Камилла только что написала работу по философии Хайдеггера, Шопенгауэра, Сиорана и нескольких других. Поскольку она и без того довольно пессимистична от природы, этот труд лишь усугубил ее суицидальные наклонности. Камилла хочет наложить на себя руки с тайным намерением сделать свое самоубийство назидательным.
Ее способна понять лишь новая соседка, Милдред, умственно необычайно рано созревшая, несмотря на свой юный возраст. Навязчивая идея Милдред — лишиться невинности, она хочет любой ценой устранить несоответствие между своим умственным и телесным развитием.
Уолтер Каллахан сталкивается с Мари Френель в лифте. Он потрясен этой встречей, да и Мари чувствует, что как-то странно взволновала его. Но откуда ей знать, что она невероятно похожа на Лоли, мать детей Уолтера, пропавшую давным-давно?
Джонас заметил влечение отца к соседке. Он решает навести справки о Мари. А главное, о Серже, ее покойном супруге, который, быть может, умер вовсе не так, как говорили…
Фред, изобретатель, решает больше не выходить из своей мастерской, становится все раздражительнее, никого к себе не впускает. Он вот-вот изобретет что-то такое, что способно дать человечеству великую надежду. Но также ввергнуть его в катастрофу.
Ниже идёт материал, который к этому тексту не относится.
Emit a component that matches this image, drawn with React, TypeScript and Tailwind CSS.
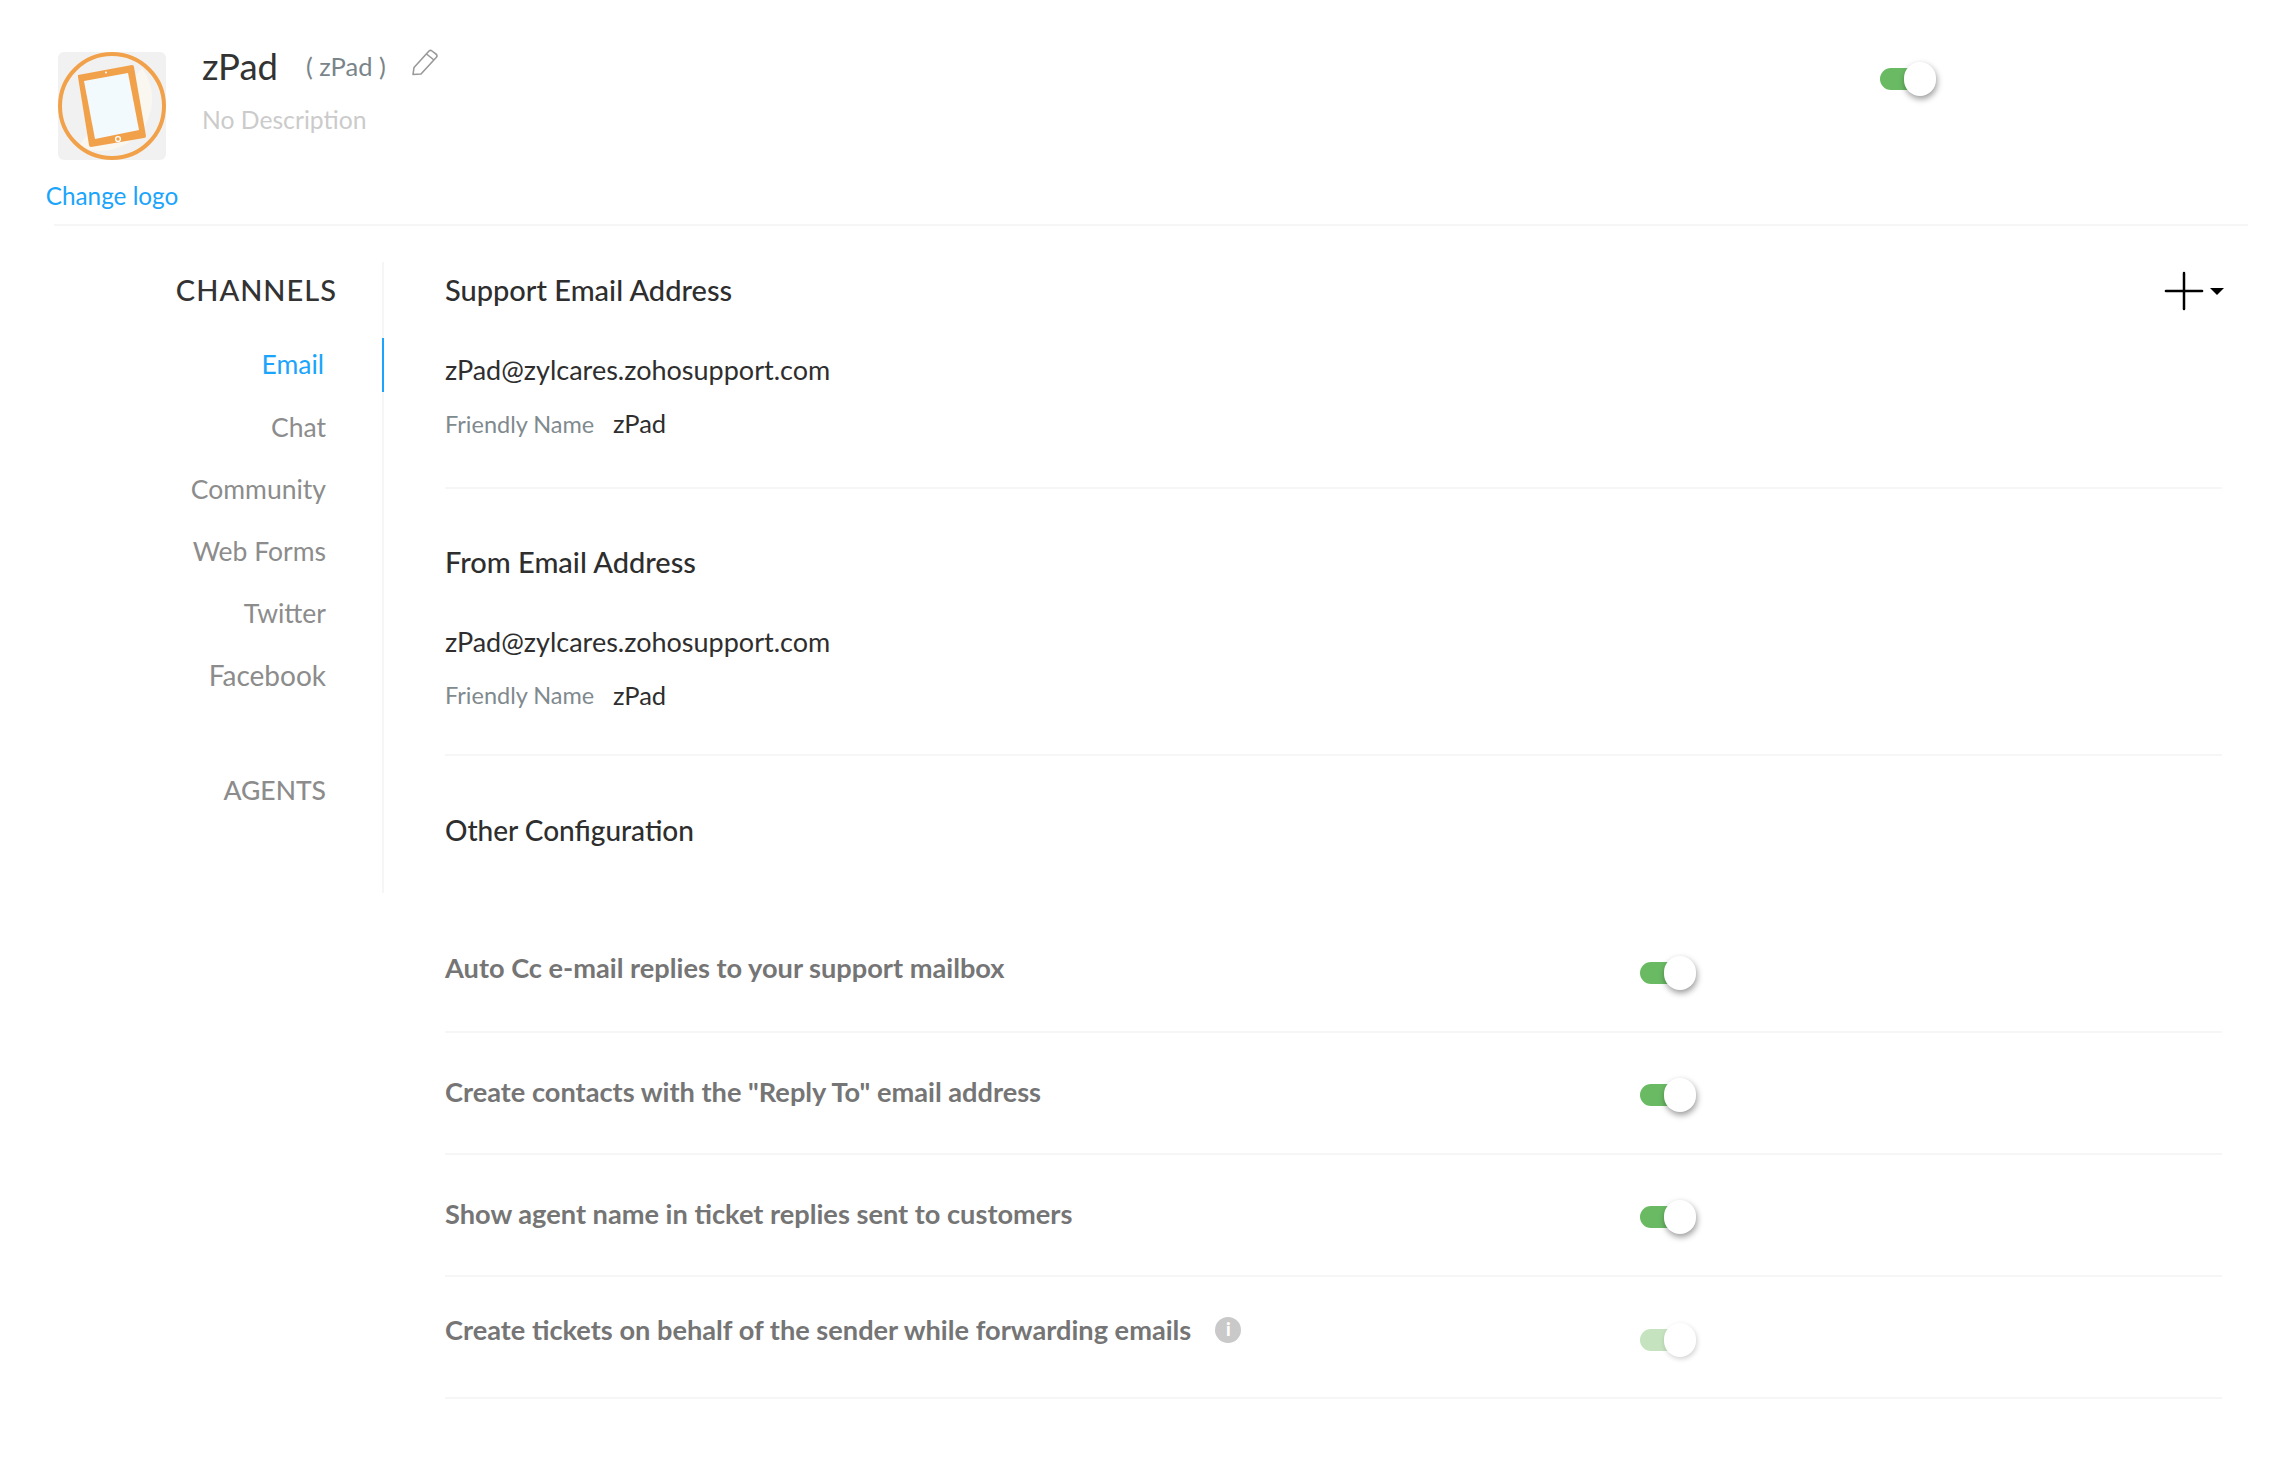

Луи только что дал нам основу для работы, его набросок сам по себе мог бы стать пилотным сценарием. Мне нравится этот тон, колеблющийся между тайной и отчаянием, целиком пронизанный легкой иронией. Любопытен контраст между автором и тем, что он пишет. Сам-то Луи человек жизнелюбивый, положительный. Когда я сказал, что чернухи и у него хватает, он возразил, что его и мои драмы различны по сути. Он, дескать, верит в неизбежное, а я нет.
Я решил подумать над этим.
Девять вечера, а мы всего только успели синтезировать наши тексты. Уже стемнело, наверняка мы последние, кто остался в здании. Луи раздал нам дубликаты ключей на тот случай, если кто-то захочет поработать в одиночестве, будет нуждаться в крыше над головой, чашке кофе или обществе коллеги, оказавшегося в таких же обстоятельствах.
Через несколько ночей сон ко мне вернулся. Мне даже удается отключить мыслительный аппарат, чтобы заниматься повседневными мелочами: питаться, менять рубашки или приглашать Шарлотту на ужин, в ресторан. Как раньше.
— С бессонницей ты меня больше устраивал.
Однако мне надо немедленно записать эту идейку о медиуме, который умеет просчитывать теорию с одного процента. Она мне пришла в голову по дороге, и я отлично вижу, как она мне пригодится серий через пять-шесть.
— Слышишь? С бессонницей ты меня больше устраивал.
— Любимая, у тебя ручки не найдется?
Вчера мы сдали первые три серии, отзывы на которые должны получить завтра. Четвертую уже пишем, у меня есть кое-какие предложения насчет девятого персонажа, которого еще предстоит придумать. Мне он представляется человеком уже немолодым, репортером, который разъезжает по всему свету и, оказавшись в Париже, останавливается у Френелей. Зато я не слишком горд диалогом между Милдред и Брюно, написанным сегодня днем на скорую руку.
— Я третий день не моюсь, чтобы пахнуть как самка во время течки.
Атмосфера в команде установилась спокойная, даже не ожидал. Стоит наметиться какому-нибудь разногласию, и мы все просто пережидаем, пока свежий ветерок не развеет грозовые тучи. Либо всем нам слишком нужны деньги, либо мы научились оставлять свое «я» за дверью.
— Станик звонил, хочет, чтобы ты пришел в контору к четырем утра.
— А раньше не могла сказать?
Шарлотта кого хочешь разыграть может, причем с редкой убедительностью, настоящая комедиантка. И ведь знает, как я это ненавижу.
— А ты и поверил! Самое смешное, что я не могу поделиться даже с лучшей подругой, не представляю, как можно ей рассказать, что мой парень изменяет мне с какой-то Сагой, во сне эту Сагу видит, меня Сагой зовет, когда мы занимаемся любовью.